Some 1 222 civilians including members of the affected population were affected in the incidents.

A significant number of those affected include 1 056 refugees in camps whose shelters burned down in Mungono in the Borno state.

Meanwhile, Presidential and National Assembly elections were held in late February and early March in the West African country.

UNHCR noted that while internally displaced people (IDPs) and refugee returnees were able to vote in the camps and other locations designated for ballots, some factors such as the closure of camps, scarcity of the Naira and insecurity, affected the meaningful participation of the affected population in the electoral process.

“For example, IDPs from the closed camps whose polling units are in Maiduguri could not travel to vote due to Naira scarcity,” said a humanitarian spokesperson.

Maiduguri is the Borno capital.

“In addition, NSAG attacks targeted voters, most of whom were IDPs and returnees in Gwoza on election day with the aim to cause fear and maximum losses,” the spokesperson said.

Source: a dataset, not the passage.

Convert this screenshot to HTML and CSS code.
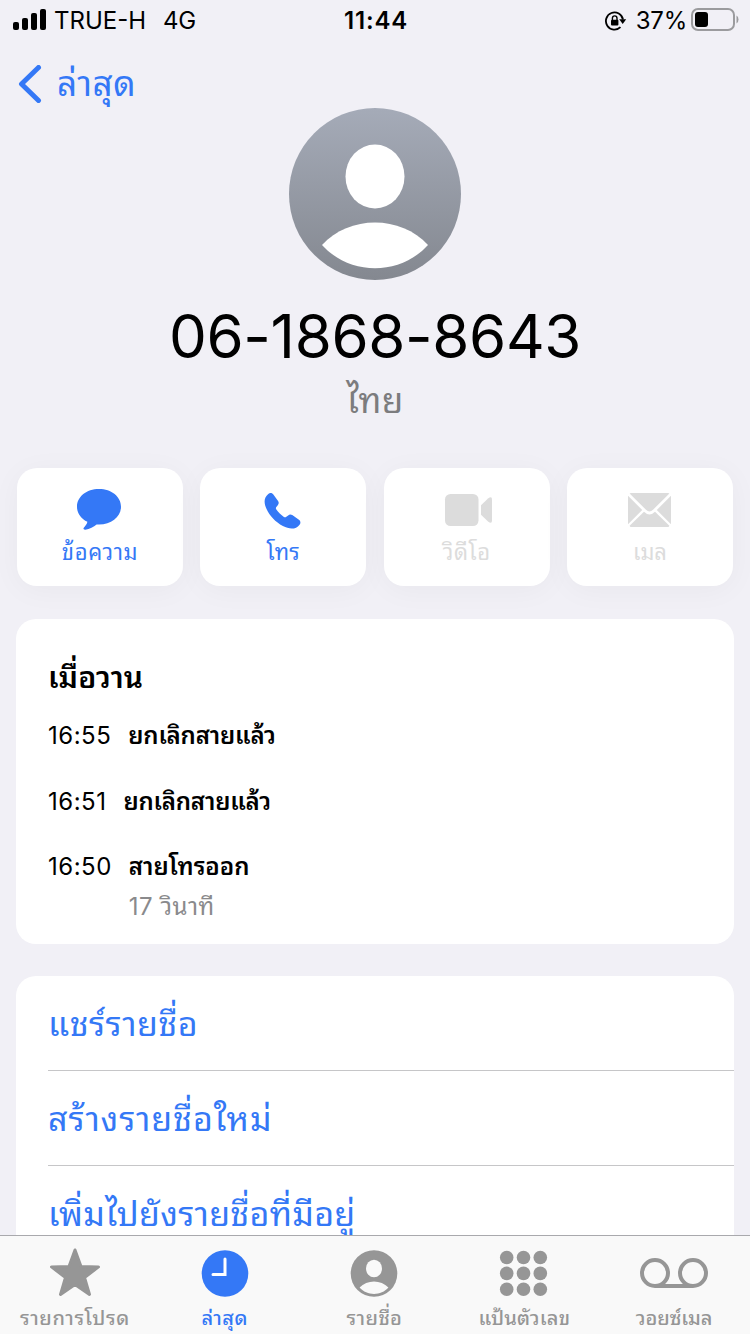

One person was confirmed killed and some injuries reported.

As a fallout of the general election, the Adamawa State Government banned the activities of all non-governmental organizations (NGOs), including UN agencies.

The regional government alleged that the NGOs would “interfere” in the presidential election held on February 25.

The ban stood until March 15.

Nigeria is tense after opposition contestants rejected the announcement of Bola Tinubu of the ruling All Progressives Congress (APC) as the winner.

Boko Haram has been carrying out attacks since 2009.